Lower state corporate taxes attract jobs

Is your state in desperate need of jobs? A lower corporate income tax rate would attract business from other states.

Corporate tax hikes drive businesses and jobs out of state, according to a new working paper published by the National Bureau of Economic Research.

“Corporate entities reduce the number of establishments per state and the number of employees and amount of capital per plant when state tax rates increase,” researchers said. The paper was authored by Xavier Giroud, with MIT, and Joshua Rauh, with Stanford University.

Giroud and Rauh used data from the Census Bureau on 27 million businesses with interstate operations from 1977 to 2011. They accounted for changes in other state and local taxes, such as sales tax, to isolate the effect of income taxes on business activity.

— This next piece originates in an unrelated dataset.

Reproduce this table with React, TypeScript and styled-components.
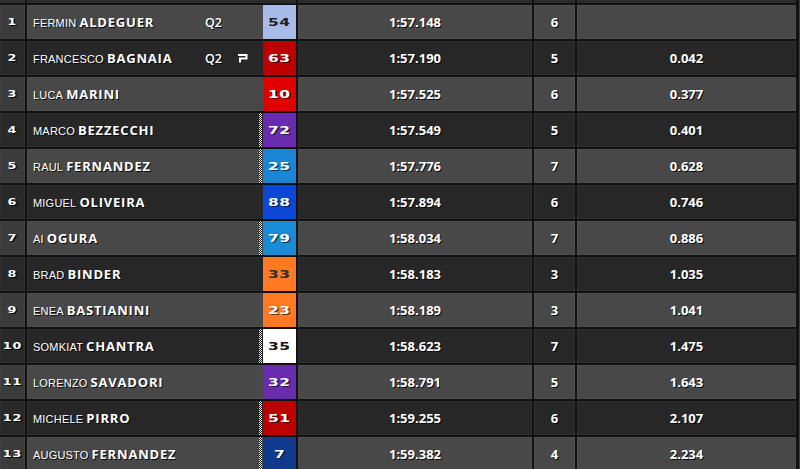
import { createGlobalStyle, styled } from "styled-components";

const GlobalStyle = createGlobalStyle`
    html, body {
        margin: 0;
        padding: 0;
        background: #121212;
        overflow: hidden;
    }
`

interface IRider {
    pos: number;
    first: string;
    last: string;
    num: string;
    bg: string;
    fg: string;
    flag?: boolean;
    time: string;
    laps: number;
    gap: string;
    q2?: boolean;
    tyre?: boolean;
}

const riders: IRider[] = [
    { pos: 1, first: "FERMIN", last: "ALDEGUER", num: "54", bg: "#a9bbe9", fg: "#1e1e1e", time: "1:57.148", laps: 6, gap: "", q2: true },
    { pos: 2, first: "FRANCESCO", last: "BAGNAIA", num: "63", bg: "#bd0000", fg: "#fff", time: "1:57.190", laps: 5, gap: "0.042", q2: true, tyre: true },
    { pos: 3, first: "LUCA", last: "MARINI", num: "10", bg: "#e10000", fg: "#fff", time: "1:57.525", laps: 6, gap: "0.377" },
    { pos: 4, first: "MARCO", last: "BEZZECCHI", num: "72", bg: "#6a2cae", fg: "#fff", flag: true, time: "1:57.549", laps: 5, gap: "0.401" },
    { pos: 5, first: "RAUL", last: "FERNANDEZ", num: "25", bg: "#1c86d6", fg: "#fff", flag: true, time: "1:57.776", laps: 7, gap: "0.628" },
    { pos: 6, first: "MIGUEL", last: "OLIVEIRA", num: "88", bg: "#0b48d6", fg: "#fff", time: "1:57.894", laps: 6, gap: "0.746" },
    { pos: 7, first: "AI", last: "OGURA", num: "79", bg: "#1a8bd8", fg: "#fff", flag: true, time: "1:58.034", laps: 7, gap: "0.886" },
    { pos: 8, first: "BRAD", last: "BINDER", num: "33", bg: "#ff7a22", fg: "#2a2a2a", time: "1:58.183", laps: 3, gap: "1.035" },
    { pos: 9, first: "ENEA", last: "BASTIANINI", num: "23", bg: "#ff7a22", fg: "#fff", time: "1:58.189", laps: 3, gap: "1.041" },
    { pos: 10, first: "SOMKIAT", last: "CHANTRA", num: "35", bg: "#ffffff", fg: "#111", flag: true, time: "1:58.623", laps: 7, gap: "1.475" },
    { pos: 11, first: "LORENZO", last: "SAVADORI", num: "32", bg: "#6a2cae", fg: "#fff", time: "1:58.791", laps: 5, gap: "1.643" },
    { pos: 12, first: "MICHELE", last: "PIRRO", num: "51", bg: "#bd0000", fg: "#fff", flag: true, time: "1:59.255", laps: 6, gap: "2.107" },
    { pos: 13, first: "AUGUSTO", last: "FERNANDEZ", num: "7", bg: "#123a8c", fg: "#fff", flag: true, time: "1:59.382", laps: 4, gap: "2.234" },
]

const Board = styled.div`
    width: 799px;
    height: 469px;
    border-right: 1px solid #d00000;
    background: #121212;
    display: flex;
    flex-direction: column;
    gap: 2px;
    overflow: hidden;
`

const Row = styled.div<{ $h?: number }>`
    display: grid;
    grid-template-columns: 25px 269px 234px 41px 219px;
    column-gap: 2px;
    height: ${({ $h }) => $h || 34}px;
    flex: none;
    font-family: "Open Sans", "Liberation Sans", sans-serif;
    color: #fff;
    text-shadow: 1px 1px 0 rgba(0, 0, 0, 0.85);
`

const Cell = styled.div<{ $light: boolean; $dim?: boolean }>`
    display: flex;
    align-items: center;
    justify-content: center;
    background: ${({ $light, $dim }) =>
        $dim ? ($light ? "#3b3b3b" : "#292929") : $light ? "#484848" : "#272727"};
    box-shadow: inset 0 0 0 1px rgba(255, 255, 255, 0.04);
    font-size: 13px;
    font-weight: 700;
`

const PosNum = styled.span`
    display: inline-block;
    font-family: "DejaVu Sans", sans-serif;
    font-size: 8.5px;
    font-weight: 700;
    transform: scaleX(1.5);
    letter-spacing: 0.5px;
`

const NameCell = styled(Cell)`
    justify-content: flex-start;
    padding-left: 6px;
`

const Name = styled.div`
    flex: 1;
    display: flex;
    align-items: baseline;
    gap: 3px;
    white-space: nowrap;
`

const First = styled.span`
    font-family: "Liberation Sans", sans-serif;
    font-size: 11px;
    font-weight: 400;
    letter-spacing: 0.2px;
`

const Last = styled.span`
    font-size: 13px;
    font-weight: 700;
    letter-spacing: 0.8px;
`

const Q2 = styled.span`
    width: 32px;
    font-size: 12.5px;
    font-weight: 600;
`

const TyreSlot = styled.span`
    width: 22px;
    display: flex;
    align-items: center;
`

const Flag = styled.div<{ $on?: boolean }>`
    width: 3px;
    height: 100%;
    margin-right: 1px;
    background: ${({ $on }) =>
        $on ? "repeating-conic-gradient(#e8e8e8 0 25%, #1a1a1a 0 50%) 0 0 / 2px 2px" : "transparent"};
`

const NumBox = styled.div<{ $bg: string; $fg: string }>`
    width: 33px;
    height: 100%;
    display: flex;
    align-items: center;
    justify-content: center;
    background: ${({ $bg }) => $bg};
    color: ${({ $fg }) => $fg};
    text-shadow: ${({ $fg }) => ($fg === "#fff" ? "1px 1px 0 rgba(0,0,0,0.6)" : "none")};
`

const BikeNum = styled.span`
    display: inline-block;
    font-family: "DejaVu Sans", sans-serif;
    font-size: 10px;
    font-weight: 700;
    transform: scaleX(1.55);
    letter-spacing: 0.3px;
`

const TyreIcon = () => (
    <svg width="11" height="10" viewBox="0 0 11 10">
        <path d="M1 2 H9.5 V5.5 H3 V9.5" fill="none" stroke="#fff" strokeWidth="2" />
    </svg>
)

const RiderRow = ({ r }: { r: IRider }) => {
    const light = r.pos % 2 === 1
    return (
        <Row>
            <Cell $light={light} $dim>
                <PosNum>{r.pos}</PosNum>
            </Cell>
            <NameCell $light={light}>
                <Name>
                    <First>{r.first}</First>
                    <Last>{r.last}</Last>
                </Name>
                <Q2>{r.q2 ? "Q2" : ""}</Q2>
                <TyreSlot>{r.tyre && <TyreIcon />}</TyreSlot>
                <Flag $on={r.flag} />
                <NumBox $bg={r.bg} $fg={r.fg}>
                    <BikeNum>{r.num}</BikeNum>
                </NumBox>
            </NameCell>
            <Cell $light={light}>{r.time}</Cell>
            <Cell $light={light}>{r.laps}</Cell>
            <Cell $light={light}>{r.gap}</Cell>
        </Row>
    )
}

export default function App() {
    return (
        <>
            <GlobalStyle />
            <Board>
                <Row $h={3}>
                    <Cell $light={false} $dim />
                    <Cell $light={false} />
                    <Cell $light={false} />
                    <Cell $light={false} />
                    <Cell $light={false} />
                </Row>
                {riders.map((r) => (
                    <RiderRow key={r.pos} r={r} />
                ))}
            </Board>
        </>
    )
}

Importantly, Giroud and Rauh found changes in business activity occurred after tax changes, showing that changes were not simply following earlier trends. “Responses begin upon implementation of the tax policy, and we find no evidence of trends prior to the treatment,” they wrote.

Iowa has the highest corporate income tax rates in the nation. Businesses there pay 12 percent tax on every dollar earned over $250,000.

According to the Tax Foundation, three states collect no corporate income tax: Nevada, South Dakota and Wyoming. Three others collect a gross receipts tax that isn’t technically a corporate income tax but still hits businesses: Ohio, Texas and Washington.

Businesses in the United States already have to face a federal corporate income tax rate of more than 39 percent, the highest in the developed world.